Related: Buy This Blockchain Stock Keeping Our Food Safe

Insurance Industry Adopting Blockchain

In my last article on Blockchain, I told you how the world’s largest container shipping company, Moeller Maersk (OTC: AMKBY), was adopting blockchain to modernize global supply chains.

Maersk is also using blockchain to help decide how its ships will be insured if they are sailing through war zones. It has teamed up with the consultancy Ernst & Young, insurers XL Catlin and MS Amlin and the insurance broker Willis Towers Watson to create a system that Maersk hopes will lead to more efficient insurance policies that are more tailored to what it needs.

This  is just one of dozens of blockchain initiatives going right now in the insurance industry. The major insurance companies, including Axa, Allianz and AIG, are experimenting on how best to use blockchain. For example, one possible use of blockchain would be to store details of the possessions that policy holders want to insure.

The main benefit of blockchain adoption here would be to increase the efficiency of the insurance firms, making them more cost-efficient. That efficiency could take several forms. First, all parties to an insurance contract — from the insurer to the broker and the policyholder — will be able to see all of the documents in the same place, with changes being verified by all parties. That can save a lot of the time-consuming data re-entry that goes on across the insurance industry, and cut down on the risk of mistakes or misunderstandings in a contract. Blockchain could speed up the claims process too, especially if it is a straightforward claim.

Insurance is normally an industry very slow to change. But blockchain could be a real game changer for this staid industry.

Diamonds, Jewelry and Blockchain

This next industry that is adopting blockchain may be a surprise to you – it is the diamond industry. It is desperately in need of this, with such a murky supply chain that may include fakes, synthetic diamonds and so-called conflict diamonds getting into the mix.

The diamond mining giant De Beers said in May that it had successfully tracked its first diamonds all the way from its mines to jewelry retailers using its Tracr blockchain technology that it plans to roll out to the whole diamond industry later this year.

Tracr gives each diamond a unique ID that stores stones characteristics such as weight, color and clarity.
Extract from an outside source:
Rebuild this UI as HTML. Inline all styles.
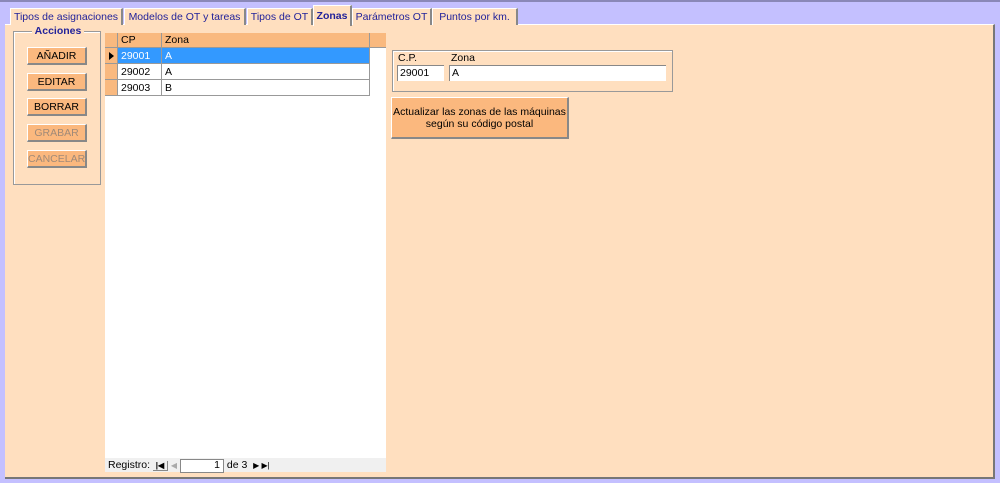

To support the process, the system will also be using stone photos and planned outcome images. Its blockchain technology allows De Beers to show transactions to all participants, while keeping their identities and the values hidden. It is meant to give buyers confidence that the diamonds they are genuine and don’t come from conflict zones.

IBM (NYSE: IBM) is working on something similar (called TrustChain) for jewelry in general, following the supply chain from the mines to the jewelry store and that is based on its proprietary blockchain technology.

Supply chain verification for the jewelry industry is becoming increasingly essential because consumers are demanding transparency in the jewelry they buy. They want to be sure the diamond or precious metal in the jewelry was not mined by exploited labor and in a sustainable way. Research has found consumers are willing to pay more for such proof.

The goal is that, by next year, consumers will be able to pull a smartphone, scan a QR code on the diamond and see a visual of the entire supply chain right on their smartphone.

Blockchain Investment

I hope this look at some of the rapidly uses for blockchain brings home the point that it is a technology worth investing into. The only problem is that the highest-quality efforts in blockchain are just small parts of very large companies. Although IBM is probably the best play if you’re looking for an individual stock to invest into.

If you’re looking for a broader approach, there are a number of blockchain-centered ETFs to choose from. The best of these is the Reality Shares Nasdaq NexGen Economy ETF (Nasdaq: BLCN), which is down 7% year-to-date.  Among its top 10 holdings are: IBM and Intel as well as Square, Microsoft and  AMD.